Engineering Tutorial: Practical Terraform & AWS - Part 7

Consuming Events using AWS ECS

Part 1 – Objectives, Audience, Tools & Prerequisites

Part 2 – Setting Up AWS MSK

Part 3 – Using JavaScript Client To Produce and Consume Events

Part 4 – AWS Lambda Function To Produce Kafka Events

Part 5 – AWS API Gateway For Accepting Events

Part 6 – Consuming Events Using MSK Connect – S3 Bucket Sink

Part 7 – Consuming Events Using AWS ECS

Part 8 – Storing Consumed Events Into AWS RDS

Table of Contents

Introduction

In the previous part 6, we created a consumer that relied on AWS MSK Connect service. In the current part, we proceed to implement a JavaScript consumer that is deployed into AWS ECS using Fargate launch type.

We will learn how we create

ECS Task Definitions
ECS Clusters and
ECS Services

Important: If you follow along the steps suggested in this tutorial, you will probably be charged for the resources created in AWS. Make sure that, at the end of the learning experience, you run the necessary actions to destroy these resources, so that you are not charged for any reason. The command that we use, at the end of the process, to destroy the resources we create with this demo, is:

terraform destroy

Let’s start

Architectural Objective

We build up on what we have already designed in the previous parts. Here is our architectural objective and what is the new part we are going to add with the current tutorial.

As you can see from the picture above:

We will create an AWS ECS Cluster. Inside that cluster,
we will create an AWS ECS Service that
will rely on an an AWS ECS Task Definition, which
will be using an AWS ECS Container, which will be using
a JavaScript code binary package that will consume the events.

The JavaScript code binary package will be living inside an AWS ECR repository (which is not depicted in the picture above).

We will also make sure that the AWS ECS Cluster has access to the VPC our MSK cluster will be in, so that it will be able to connect to the Kafka Brokers to consume events.

Event Consumer JavaScript Code

Let’s start with the JavaScript code that will be consuming the Kafka events. In Part 3 of this tutorial series, we have seen an example of JavaScript code that consumes events. We will take that code and we will wrap it into a Docker image.

Consumer Docker Image Folder

First, we create a new folder inside our working directory. We name this folder live_listening_event_consumer and our intention is to put inside the JavaScript code for the event consumer and turn it into a Docker image.

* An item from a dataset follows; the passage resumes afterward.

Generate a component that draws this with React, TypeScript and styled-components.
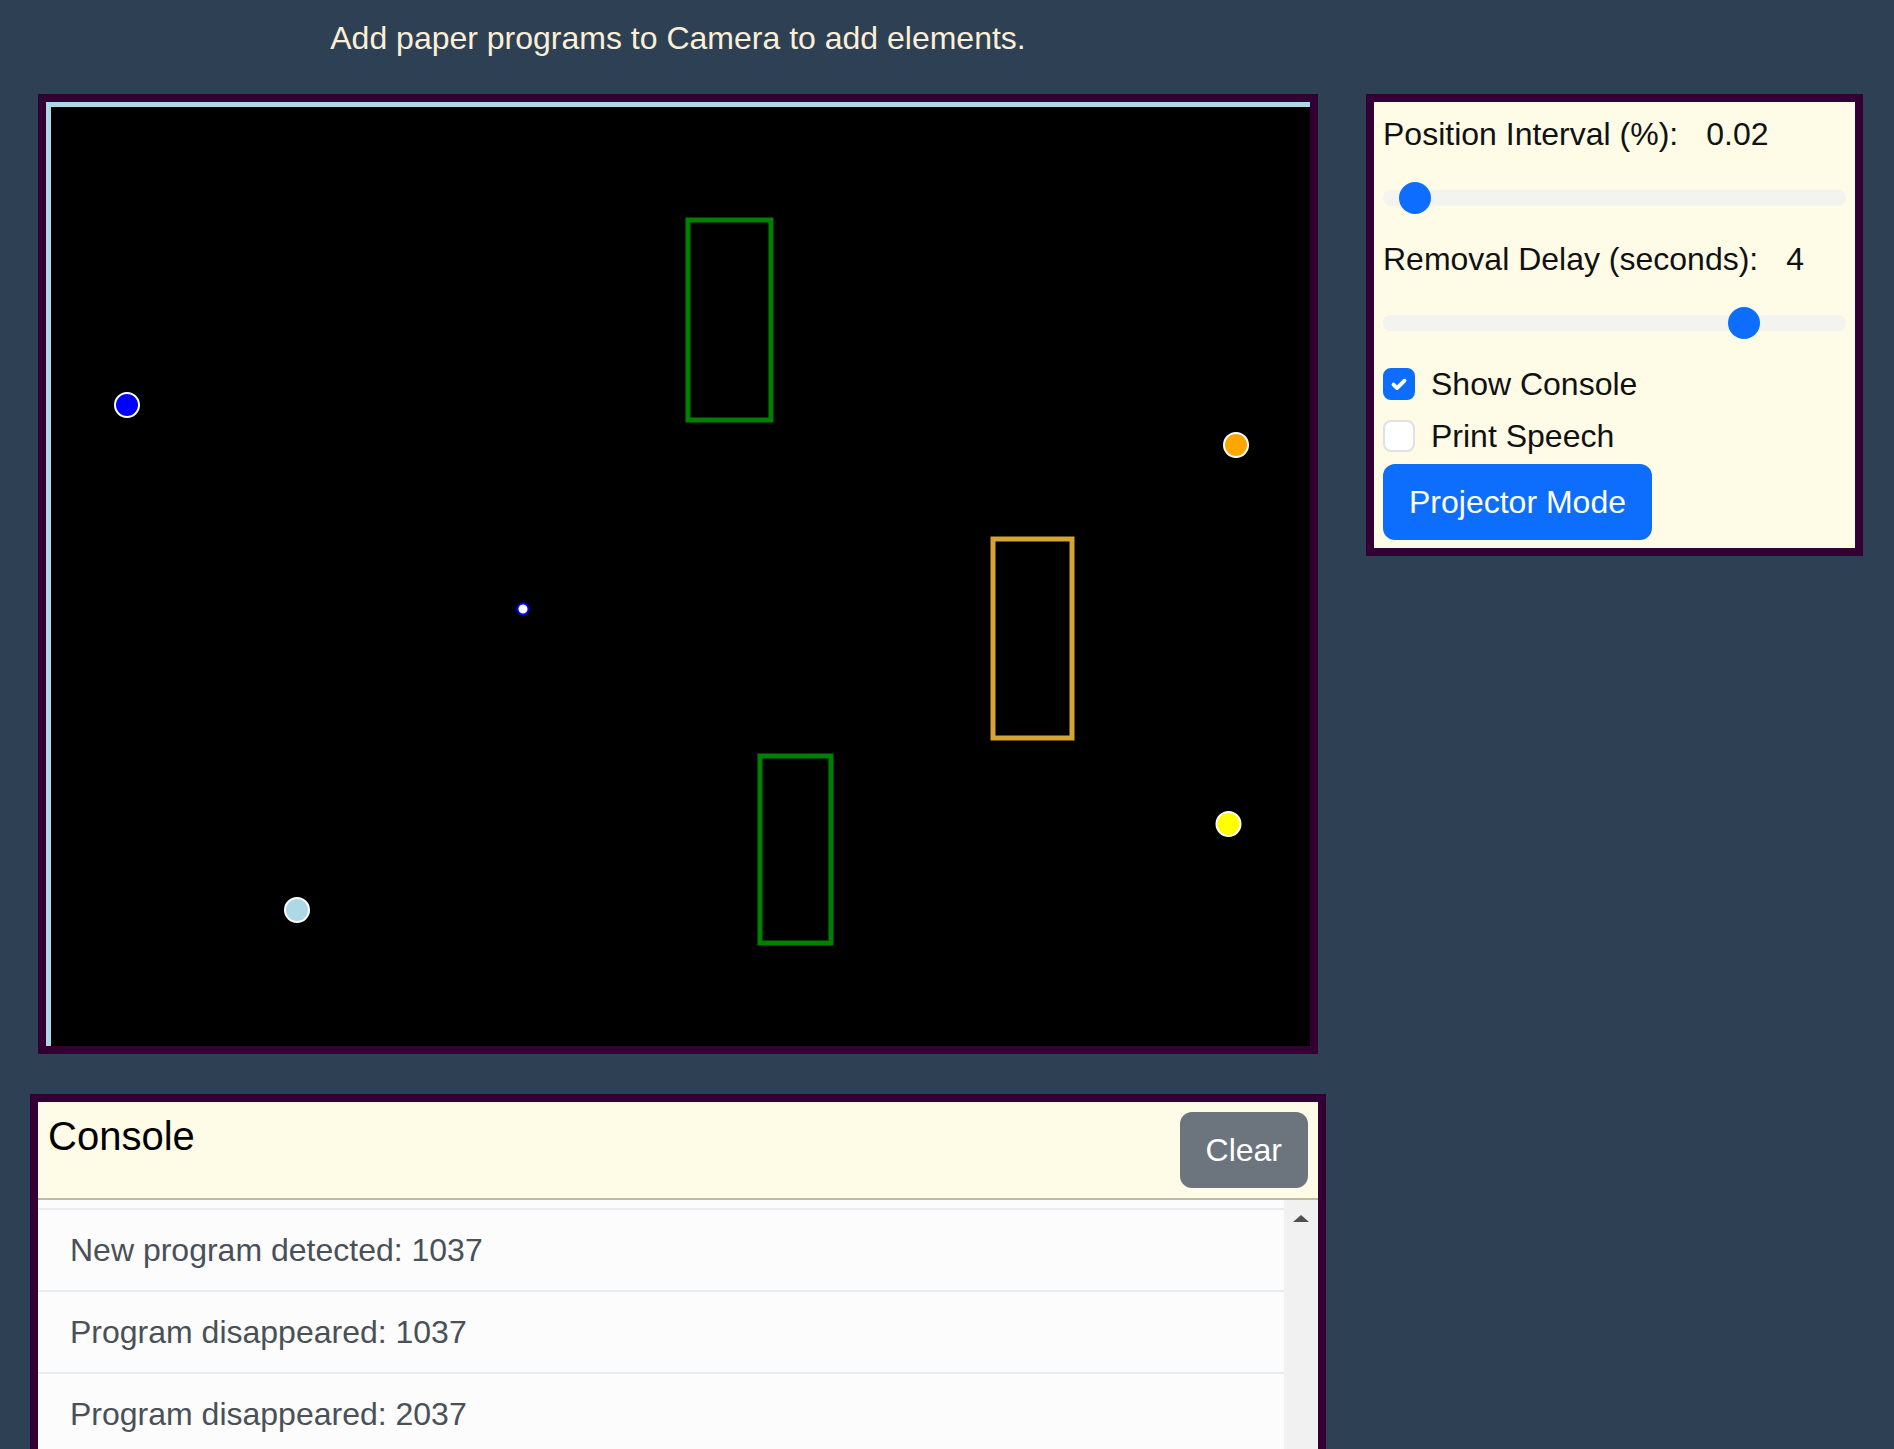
import React from "react";
import styled, { createGlobalStyle } from "styled-components";

const GlobalStyle = createGlobalStyle`
  html, body {
    margin: 0;
    padding: 0;
    background: #2e4154;
    overflow: hidden;
  }
  body {
    font-family: "Liberation Sans", Arial, Helvetica, sans-serif;
  }
  *, *::before, *::after { box-sizing: border-box; }
`;

const Page = styled.div`
  display: grid;
  grid-template-columns: 1296px 497px;
  column-gap: 40px;
  padding-left: 30px;
  align-items: start;
  height: 1449px;
  overflow: hidden;
`;

const Hint = styled.h1`
  grid-column: 1;
  grid-row: 1;
  margin: 14px 0 32px;
  font-size: 32px;
  line-height: 48px;
  font-weight: 400;
  color: #fdefd6;
  text-align: center;
`;

const CameraFrame = styled.div`
  grid-column: 1;
  grid-row: 2;
  justify-self: center;
  width: 1280px;
  height: 960px;
  border: 8px solid #330033;
`;

const Surface = styled.div`
  width: 100%;
  height: 100%;
  background: #000;
  border-top: 5px solid #add8e6;
  border-left: 5px solid #add8e6;
  svg { display: block; }
`;

const SidePanel = styled.div`
  grid-column: 2;
  grid-row: 2;
  border: 8px solid #330033;
  background: #fefbe6;
  padding: 8px 9px;
  display: flex;
  flex-direction: column;
  align-items: flex-start;
`;

const Field = styled.div`
  width: 100%;
  margin-bottom: 13px;
`;

const FieldLabel = styled.div`
  font-size: 32px;
  line-height: 48px;
  color: #111;
  margin-bottom: 16px;
  display: flex;
`;

const FieldValue = styled.span`
  margin-left: 28px;
`;

const Range = styled.input`
  -webkit-appearance: none;
  appearance: none;
  display: block;
  width: 100%;
  height: 48px;
  margin: 0;
  padding: 0;
  background: transparent;
  &::-webkit-slider-runnable-track {
    height: 16px;
    background: #f3f3f0;
    border-radius: 16px;
    border: 0;
  }
  &::-webkit-slider-thumb {
    -webkit-appearance: none;
    appearance: none;
    width: 32px;
    height: 32px;
    margin-top: -8px;
    border-radius: 50%;
    background: #0d6efd;
    border: 0;
  }
`;

const CheckRow = styled.label`
  display: flex;
  align-items: center;
  gap: 16px;
  height: 48px;
  margin-bottom: 4px;
  font-size: 32px;
  line-height: 48px;
  color: #111;
`;

const CheckBox = styled.span<{ $checked: boolean }>`
  width: 32px;
  height: 32px;
  border-radius: 8px;
  display: flex;
  align-items: center;
  justify-content: center;
  background: ${(p) => (p.$checked ? "#0d6efd" : "#fff")};
  border: 2px solid ${(p) => (p.$checked ? "#0d6efd" : "#dee2e6")};
`;

const Button = styled.button<{ $tone: "primary" | "secondary" }>`
  height: 76px;
  padding: 0 26px;
  border: 0;
  border-radius: 12px;
  font-family: "Liberation Sans", Arial, sans-serif;
  font-size: 32px;
  line-height: 76px;
  color: #fff;
  background: ${(p) => (p.$tone === "primary" ? "#0d6efd" : "#6c757d")};
  cursor: pointer;
  white-space: nowrap;
`;

const ConsoleBox = styled.section`
  grid-column: 1;
  grid-row: 3;
  margin-top: 40px;
  width: 1296px;
  border: 8px solid #330033;
`;

const ConsoleHeader = styled.header`
  display: flex;
  justify-content: space-between;
  align-items: flex-start;
  padding: 10px;
  background: #fefbe6;
  border-bottom: 2px solid #bdbaa6;
`;

const ConsoleTitle = styled.h2`
  margin: 0;
  font-size: 40px;
  line-height: 1.2;
  font-weight: 400;
  color: #000;
`;

const ConsoleBody = styled.div`
  display: flex;
  background: #fcfcfc;
`;

const LogList = styled.ul`
  flex: 1;
  list-style: none;
  margin: 0;
  padding: 8px 0 0;
`;

const LogItem = styled.li`
  border-top: 2px solid #e9ecef;
  padding: 16px 32px;
  font-size: 32px;
  line-height: 48px;
  color: #495057;
`;

const ScrollRail = styled.div`
  width: 34px;
  background: #f1f1f1;
  display: flex;
  flex-direction: column;
  align-items: center;
  padding-top: 15px;
`;

const RailArrow = styled.span`
  width: 0;
  height: 0;
  border-left: 8px solid transparent;
  border-right: 8px solid transparent;
  border-bottom: 7px solid #505050;
`;

const Dot = ({ x, y, r, fill, stroke }: { x: number; y: number; r: number; fill: string; stroke: string }) => (
  <circle cx={x} cy={y} r={r} fill={fill} stroke={stroke} strokeWidth={2} />
);

const Paper = ({ x, y, w, h, color }: { x: number; y: number; w: number; h: number; color: string }) => (
  <rect x={x} y={y} width={w} height={h} fill="none" stroke={color} strokeWidth={5} />
);

const logs = ["New program detected: 1037", "Program disappeared: 1037", "Program disappeared: 2037"];

export default function App() {
  return (
    <>
      <GlobalStyle />
      <Page>
        <Hint>Add paper programs to Camera to add elements.</Hint>
        <CameraFrame>
          <Surface>
            <svg width="1259" height="939" viewBox="0 0 1259 939">
              <Paper x={637} y={113} w={83} h={200} color="#008000" />
              <Paper x={942} y={432} w={79} h={199} color="#d4a534" />
              <Paper x={709} y={649} w={71} h={187} color="#008000" />
              <Dot x={76} y={298} r={12} fill="#0000ff" stroke="#ffffff" />
              <Dot x={1185} y={338} r={12} fill="#ffa500" stroke="#ffffff" />
              <Dot x={472} y={502} r={5.5} fill="#ffffff" stroke="#0000ff" />
              <Dot x={1177.5} y={717} r={12} fill="#ffff00" stroke="#ffffff" />
              <Dot x={246} y={803} r={12} fill="#add8e6" stroke="#ffffff" />
            </svg>
          </Surface>
        </CameraFrame>
        <SidePanel>
          <Field>
            <FieldLabel>
              Position Interval (%):<FieldValue>0.02</FieldValue>
            </FieldLabel>
            <Range type="range" min={0} max={0.54} step={0.01} defaultValue={0.02} />
          </Field>
          <Field>
            <FieldLabel>
              Removal Delay (seconds):<FieldValue>4</FieldValue>
            </FieldLabel>
            <Range type="range" min={0} max={5} step={1} defaultValue={4} />
          </Field>
          <CheckRow>
            <CheckBox $checked>
              <svg width="22" height="22" viewBox="0 0 20 20">
                <path d="M5 10.5l3.2 3.2L15 7" fill="none" stroke="#fff" strokeWidth="3.5" strokeLinecap="round" strokeLinejoin="round" />
              </svg>
            </CheckBox>
            Show Console
          </CheckRow>
          <CheckRow>
            <CheckBox $checked={false} />
            Print Speech
          </CheckRow>
          <Button $tone="primary">Projector Mode</Button>
        </SidePanel>
        <ConsoleBox>
          <ConsoleHeader>
            <ConsoleTitle>Console</ConsoleTitle>
            <Button $tone="secondary">Clear</Button>
          </ConsoleHeader>
          <ConsoleBody>
            <LogList>
              {logs.map((l, i) => (
                <LogItem key={i}>{l}</LogItem>
              ))}
            </LogList>
            <ScrollRail>
              <RailArrow />
            </ScrollRail>
          </ConsoleBody>
        </ConsoleBox>
      </Page>
    </>
  );
}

$ mkdir live_listening_event_consumer

Change Directory To New Folder

$ cd live_listening_event_consumer

Nodejs Project

We then use yarn to initialize a new Nodejs project:

$ yarn init

We accept the default suggested answers but for the entry point we answer app.js.

❯ yarn init      
yarn init v1.22.19
question name (live_listening_event_consumer): 
question version (1.0.0): 
question description: 
question entry point (index.js): app.js
question repository url: 
question author (Panagiotis Matsinopoulos): 
question license (MIT): 
question private: 
success Saved package.json
✨  Done in 7.58s.

This will generate a package.json file with the following content:

{
  "name": "live_listening_event_consumer",
  "version": "1.0.0",
  "main": "app.js",
  "author": "Panagiotis Matsinopoulos",
  "license": "MIT"
}

We then change the project type to be module, which will allow us to use the ECMAScript syntax for importing and exporting stuff from our JavaScript code. This change makes our package.json file being:

{
  "name": "live_listening_event_consumer",
  "version": "1.0.0",
  "main": "app.js",
  "author": "Panagiotis Matsinopoulos",
  "license": "MIT",
  "type": "module"
}

Kafka JS Dependency

For the implementation of our JavaScript Kafka consumer we will need the KafkaJS client library. Here is how we add this dependency to our project:

$ yarn add kafkajs

Start Script

Finally, we add a new package script to declare how we will invoke our JavaScript code to start consuming events.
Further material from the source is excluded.